The Office of Emergency Management for the Univerity of Mary Washington is housed within the Public Safety and Community Services Unit. The division is responsible for providing the framework for development, coordination, control, and direction for all university emergency management planning, preparedness, readiness assurance, response, and recovery actions

What’s an Emergency?

An emergency is any unplanned event that can cause deaths or significant injuries; or that can shut down the university, disrupt operations, cause physical or environmental damage, or threaten the reputation of the university. There are many but these generally include:

1.  Fire
2.  Hazardous materials incident
3.  Flood or flash flood
4.  Hurricane
5.  Tornado
6.  Winter storm
7.  Earthquake
8.  Communications failure
9.  Radiological accident
10. Civil disturbance
11. Loss of auxiliary services
12. Explosion
13. Biological agent release (bioterrorism)

A disater is a large-scale emergency — even a small emergency left unmanaged may turn into a disaster. 

Emergency Management Steps

Any emergency management initiative must start with an inventory of risks and an assessment of the exposure form these risks. Infrastructure issues will likely be seen as the ones that present the most risk.  The key steps in emergency management are:

  • Mitigation

  • Preparedness

  • Response

  • Recovery

Mitigation is defined as “sustained action that reduces or eliminates long-term risk to people and property from natural hazards and their effects.”  Mitigation is the ongoing effort to lessen the impact disasters may have on people and property.  Mitigation involves such activities as avoiding construction in high-risk areas such as floodplains, engineering buildings to withstand wind and earthquakes, and more.

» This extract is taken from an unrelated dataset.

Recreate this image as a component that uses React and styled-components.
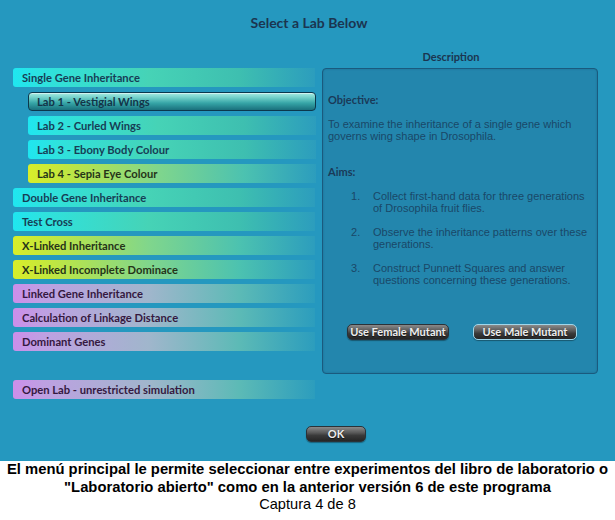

Preparedness is simply preparing for an emergency before it occurs.  Obviously, it is important to not just plan, but to prepare as well.  The key to effective emergency management is being ready to provide a rapid emergency response.  Being ready includes training and exercises as well as logistics. Everyone needs to be prepared.

Response includes the action of responding to an emergency.  Trained and equipped personnel will be required to deal with any emergency situation.

Recovery is the process of returning to normal.  Salvage, resumption of business processes, and repair are typical recovery tasks

The University of Mary Washington recoginizes that all of these steps are necessary to provide a safe and productive environment for all Faculty, Staff and Students.

The University is fully NIMS/ICS compliant and has an onsite Emergency Operation Center that can be activated 24/7. The University Emergency Operations Team train frequently on all hazards related to Campus Life as well as local disasters that could effect the University. UMW is also fully intergrated with local Emergency Responders from jurisdictions supported departments.